WRITTEN PROBLEM - Repeat, exactly and completely, the material that follows. Omit the pictures.
SUPPLIED MATERIAL start
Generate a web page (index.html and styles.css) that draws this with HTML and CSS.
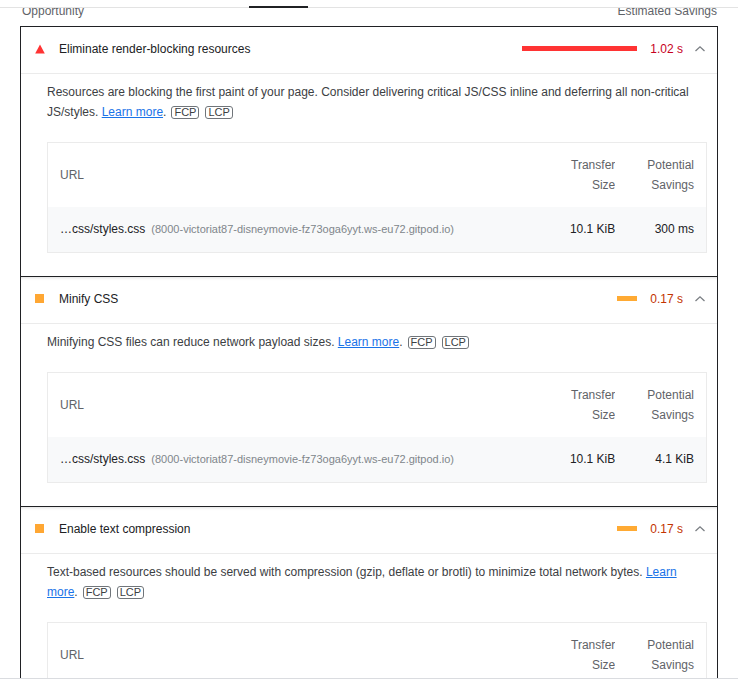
FILE: index.html
```html
<!DOCTYPE html>
<html lang="en">
<head>
<meta charset="utf-8">
<title>Opportunities</title>
<link rel="stylesheet" href="styles.css">
</head>
<body>
<div class="page">
  <div class="topbar"><span class="tab-ind"></span></div>
  <div class="colhead">
    <div class="colhead-inner"><span>Opportunity</span><span>Estimated Savings</span></div>
  </div>
  <div class="audits">
    <div class="audit">
      <div class="audit-header">
        <svg class="icon" width="10" height="10" viewBox="0 0 10 10"><polygon points="5,0.5 9.8,9.5 0.2,9.5" fill="#ff3333"/></svg>
        <span class="title">Eliminate render-blocking resources</span>
        <span class="bar bar-fail" style="width:115px"></span>
        <span class="value value-fail">1.02 s</span>
        <svg class="chev" width="14" height="10" viewBox="0 0 14 10"><polyline points="2.5,7 7,2.8 11.5,7" fill="none" stroke="#7a7e83" stroke-width="1.3"/></svg>
      </div>
      <div class="audit-body">
        <p class="desc">Resources are blocking the first paint of your page. Consider delivering critical JS/CSS inline and deferring all non-critical JS/styles. <a class="link" href="#">Learn more</a>.<span class="tag">FCP</span><span class="tag">LCP</span></p>
        <div class="table">
          <div class="th th-url">URL</div>
          <div class="th num">Transfer<br>Size</div>
          <div class="th num">Potential<br>Savings</div>
          <div class="td td-url"><span class="file">…css/styles.css</span><span class="host">(8000-victoriat87-disneymovie-fz73oga6yyt.ws-eu72.gitpod.io)</span></div>
          <div class="td num">10.1 KiB</div>
          <div class="td num">300 ms</div>
        </div>
      </div>
    </div>
    <div class="audit">
      <div class="audit-header">
        <span class="square"></span>
        <span class="title">Minify CSS</span>
        <span class="bar bar-avg" style="width:20px"></span>
        <span class="value value-avg">0.17 s</span>
        <svg class="chev" width="14" height="10" viewBox="0 0 14 10"><polyline points="2.5,7 7,2.8 11.5,7" fill="none" stroke="#7a7e83" stroke-width="1.3"/></svg>
      </div>
      <div class="audit-body">
        <p class="desc">Minifying CSS files can reduce network payload sizes. <a class="link" href="#">Learn more</a>.<span class="tag">FCP</span><span class="tag">LCP</span></p>
        <div class="table">
          <div class="th th-url">URL</div>
          <div class="th num">Transfer<br>Size</div>
          <div class="th num">Potential<br>Savings</div>
          <div class="td td-url"><span class="file">…css/styles.css</span><span class="host">(8000-victoriat87-disneymovie-fz73oga6yyt.ws-eu72.gitpod.io)</span></div>
          <div class="td num">10.1 KiB</div>
          <div class="td num">4.1 KiB</div>
        </div>
      </div>
    </div>
    <div class="audit">
      <div class="audit-header">
        <span class="square"></span>
        <span class="title">Enable text compression</span>
        <span class="bar bar-avg" style="width:20px"></span>
        <span class="value value-avg">0.17 s</span>
        <svg class="chev" width="14" height="10" viewBox="0 0 14 10"><polyline points="2.5,7 7,2.8 11.5,7" fill="none" stroke="#7a7e83" stroke-width="1.3"/></svg>
      </div>
      <div class="audit-body">
        <p class="desc">Text-based resources should be served with compression (gzip, deflate or brotli) to minimize total network bytes. <a class="link" href="#">Learn more</a>.<span class="tag">FCP</span><span class="tag">LCP</span></p>
        <div class="table">
          <div class="th th-url">URL</div>
          <div class="th num">Transfer<br>Size</div>
          <div class="th num">Potential<br>Savings</div>
          <div class="td td-url"><span class="file">…css/styles.css</span><span class="host">(8000-victoriat87-disneymovie-fz73oga6yyt.ws-eu72.gitpod.io)</span></div>
          <div class="td num">10.1 KiB</div>
          <div class="td num">1.2 KiB</div>
        </div>
      </div>
    </div>
  </div>
</div>
</body>
</html>
```
FILE: styles.css
```css
html, body {
  margin: 0;
  padding: 0;
  background: #ffffff;
}
body {
  font-family: "Liberation Sans", Arial, sans-serif;
  font-size: 12px;
  color: #202124;
}
.page {
  height: 678px;
  overflow: hidden;
  border-bottom: 1px solid #dadce0;
}
.topbar {
  height: 7px;
  border-bottom: 1px solid #e3e3e3;
  display: flex;
  align-items: flex-end;
  padding-left: 249px;
}
.tab-ind {
  display: block;
  width: 59px;
  height: 2px;
  margin-bottom: -1px;
  background: #202124;
}
.colhead {
  height: 18px;
  overflow: hidden;
}
.colhead-inner {
  margin-top: -7px;
  line-height: 20px;
  display: flex;
  justify-content: space-between;
  padding: 0 21px 0 22px;
  color: #5f6368;
}
.audits {
  padding: 0 20px;
}
.audit {
  border: 1px solid #202124;
}
.audit + .audit {
  border-top: none;
}
.audit-header {
  display: flex;
  align-items: center;
  height: 43px;
  padding: 0 10px 3px 14px;
  border-bottom: 1px solid #ebebeb;
  line-height: 20px;
}
.audit + .audit .audit-header {
  box-shadow: inset 0 3px 3px -2px rgba(0, 0, 0, 0.12);
}
.icon {
  display: block;
  flex: none;
}
.square {
  display: block;
  flex: none;
  width: 9px;
  height: 9px;
  margin-right: 1px;
  background: #ffa733;
}
.title {
  margin-left: 14px;
  flex: 1;
  color: #202124;
}
.bar {
  display: block;
  height: 5px;
  flex: none;
}
.bar-fail { background: #ff3333; }
.bar-avg { background: #ffaa33; }
.value {
  margin-left: 13px;
}
.value-fail { color: #c7001e; }
.value-avg { color: #c33300; }
.chev {
  display: block;
  margin-left: 10px;
  flex: none;
}
.audit-body {
  padding: 8px 10px 23px 26px;
}
.desc {
  margin: 0;
  line-height: 20px;
  color: #3c4043;
}
.link {
  color: #1a73e8;
  text-decoration: underline;
}
.tag {
  display: inline-block;
  font-size: 11px;
  line-height: 11px;
  padding: 0 2px;
  margin-left: 5px;
  border: 1px solid #70757a;
  border-radius: 3px;
  color: #3c4043;
  vertical-align: 0;
}
.tag + .tag {
  margin-left: 6px;
}
.table {
  margin-top: 20px;
  border: 1px solid #ebebeb;
  display: grid;
  grid-template-columns: 1fr auto auto;
}
.th, .td {
  line-height: 20px;
}
.th {
  padding: 12px 0;
  color: #5f6368;
  background: #ffffff;
}
.td {
  padding: 12px 0 13px;
  background: #f8f9fa;
}
.th-url, .td-url {
  padding-left: 12px;
  display: flex;
  align-items: center;
}
.num {
  text-align: right;
  padding-left: 32px;
}
.table > .num:nth-child(3), .table > .num:nth-child(6) {
  padding-right: 12px;
}
.file {
  color: #202124;
}
.host {
  margin-left: 6px;
  font-size: 11px;
  color: #80868b;
}
```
SUPPLIED MATERIAL end
ANSWER TO THE PROBLEM -
Generate a web page (index.html and styles.css) that draws this with HTML and CSS.
FILE: index.html
```html
<!DOCTYPE html>
<html lang="en">
<head>
<meta charset="utf-8">
<title>Opportunities</title>
<link rel="stylesheet" href="styles.css">
</head>
<body>
<div class="page">
  <div class="topbar"><span class="tab-ind"></span></div>
  <div class="colhead">
    <div class="colhead-inner"><span>Opportunity</span><span>Estimated Savings</span></div>
  </div>
  <div class="audits">
    <div class="audit">
      <div class="audit-header">
        <svg class="icon" width="10" height="10" viewBox="0 0 10 10"><polygon points="5,0.5 9.8,9.5 0.2,9.5" fill="#ff3333"/></svg>
        <span class="title">Eliminate render-blocking resources</span>
        <span class="bar bar-fail" style="width:115px"></span>
        <span class="value value-fail">1.02 s</span>
        <svg class="chev" width="14" height="10" viewBox="0 0 14 10"><polyline points="2.5,7 7,2.8 11.5,7" fill="none" stroke="#7a7e83" stroke-width="1.3"/></svg>
      </div>
      <div class="audit-body">
        <p class="desc">Resources are blocking the first paint of your page. Consider delivering critical JS/CSS inline and deferring all non-critical JS/styles. <a class="link" href="#">Learn more</a>.<span class="tag">FCP</span><span class="tag">LCP</span></p>
        <div class="table">
          <div class="th th-url">URL</div>
          <div class="th num">Transfer<br>Size</div>
          <div class="th num">Potential<br>Savings</div>
          <div class="td td-url"><span class="file">…css/styles.css</span><span class="host">(8000-victoriat87-disneymovie-fz73oga6yyt.ws-eu72.gitpod.io)</span></div>
          <div class="td num">10.1 KiB</div>
          <div class="td num">300 ms</div>
        </div>
      </div>
    </div>
    <div class="audit">
      <div class="audit-header">
        <span class="square"></span>
        <span class="title">Minify CSS</span>
        <span class="bar bar-avg" style="width:20px"></span>
        <span class="value value-avg">0.17 s</span>
        <svg class="chev" width="14" height="10" viewBox="0 0 14 10"><polyline points="2.5,7 7,2.8 11.5,7" fill="none" stroke="#7a7e83" stroke-width="1.3"/></svg>
      </div>
      <div class="audit-body">
        <p class="desc">Minifying CSS files can reduce network payload sizes. <a class="link" href="#">Learn more</a>.<span class="tag">FCP</span><span class="tag">LCP</span></p>
        <div class="table">
          <div class="th th-url">URL</div>
          <div class="th num">Transfer<br>Size</div>
          <div class="th num">Potential<br>Savings</div>
          <div class="td td-url"><span class="file">…css/styles.css</span><span class="host">(8000-victoriat87-disneymovie-fz73oga6yyt.ws-eu72.gitpod.io)</span></div>
          <div class="td num">10.1 KiB</div>
          <div class="td num">4.1 KiB</div>
        </div>
      </div>
    </div>
    <div class="audit">
      <div class="audit-header">
        <span class="square"></span>
        <span class="title">Enable text compression</span>
        <span class="bar bar-avg" style="width:20px"></span>
        <span class="value value-avg">0.17 s</span>
        <svg class="chev" width="14" height="10" viewBox="0 0 14 10"><polyline points="2.5,7 7,2.8 11.5,7" fill="none" stroke="#7a7e83" stroke-width="1.3"/></svg>
      </div>
      <div class="audit-body">
        <p class="desc">Text-based resources should be served with compression (gzip, deflate or brotli) to minimize total network bytes. <a class="link" href="#">Learn more</a>.<span class="tag">FCP</span><span class="tag">LCP</span></p>
        <div class="table">
          <div class="th th-url">URL</div>
          <div class="th num">Transfer<br>Size</div>
          <div class="th num">Potential<br>Savings</div>
          <div class="td td-url"><span class="file">…css/styles.css</span><span class="host">(8000-victoriat87-disneymovie-fz73oga6yyt.ws-eu72.gitpod.io)</span></div>
          <div class="td num">10.1 KiB</div>
          <div class="td num">1.2 KiB</div>
        </div>
      </div>
    </div>
  </div>
</div>
</body>
</html>
```
FILE: styles.css
```css
html, body {
  margin: 0;
  padding: 0;
  background: #ffffff;
}
body {
  font-family: "Liberation Sans", Arial, sans-serif;
  font-size: 12px;
  color: #202124;
}
.page {
  height: 678px;
  overflow: hidden;
  border-bottom: 1px solid #dadce0;
}
.topbar {
  height: 7px;
  border-bottom: 1px solid #e3e3e3;
  display: flex;
  align-items: flex-end;
  padding-left: 249px;
}
.tab-ind {
  display: block;
  width: 59px;
  height: 2px;
  margin-bottom: -1px;
  background: #202124;
}
.colhead {
  height: 18px;
  overflow: hidden;
}
.colhead-inner {
  margin-top: -7px;
  line-height: 20px;
  display: flex;
  justify-content: space-between;
  padding: 0 21px 0 22px;
  color: #5f6368;
}
.audits {
  padding: 0 20px;
}
.audit {
  border: 1px solid #202124;
}
.audit + .audit {
  border-top: none;
}
.audit-header {
  display: flex;
  align-items: center;
  height: 43px;
  padding: 0 10px 3px 14px;
  border-bottom: 1px solid #ebebeb;
  line-height: 20px;
}
.audit + .audit .audit-header {
  box-shadow: inset 0 3px 3px -2px rgba(0, 0, 0, 0.12);
}
.icon {
  display: block;
  flex: none;
}
.square {
  display: block;
  flex: none;
  width: 9px;
  height: 9px;
  margin-right: 1px;
  background: #ffa733;
}
.title {
  margin-left: 14px;
  flex: 1;
  color: #202124;
}
.bar {
  display: block;
  height: 5px;
  flex: none;
}
.bar-fail { background: #ff3333; }
.bar-avg { background: #ffaa33; }
.value {
  margin-left: 13px;
}
.value-fail { color: #c7001e; }
.value-avg { color: #c33300; }
.chev {
  display: block;
  margin-left: 10px;
  flex: none;
}
.audit-body {
  padding: 8px 10px 23px 26px;
}
.desc {
  margin: 0;
  line-height: 20px;
  color: #3c4043;
}
.link {
  color: #1a73e8;
  text-decoration: underline;
}
.tag {
  display: inline-block;
  font-size: 11px;
  line-height: 11px;
  padding: 0 2px;
  margin-left: 5px;
  border: 1px solid #70757a;
  border-radius: 3px;
  color: #3c4043;
  vertical-align: 0;
}
.tag + .tag {
  margin-left: 6px;
}
.table {
  margin-top: 20px;
  border: 1px solid #ebebeb;
  display: grid;
  grid-template-columns: 1fr auto auto;
}
.th, .td {
  line-height: 20px;
}
.th {
  padding: 12px 0;
  color: #5f6368;
  background: #ffffff;
}
.td {
  padding: 12px 0 13px;
  background: #f8f9fa;
}
.th-url, .td-url {
  padding-left: 12px;
  display: flex;
  align-items: center;
}
.num {
  text-align: right;
  padding-left: 32px;
}
.table > .num:nth-child(3), .table > .num:nth-child(6) {
  padding-right: 12px;
}
.file {
  color: #202124;
}
.host {
  margin-left: 6px;
  font-size: 11px;
  color: #80868b;
}
```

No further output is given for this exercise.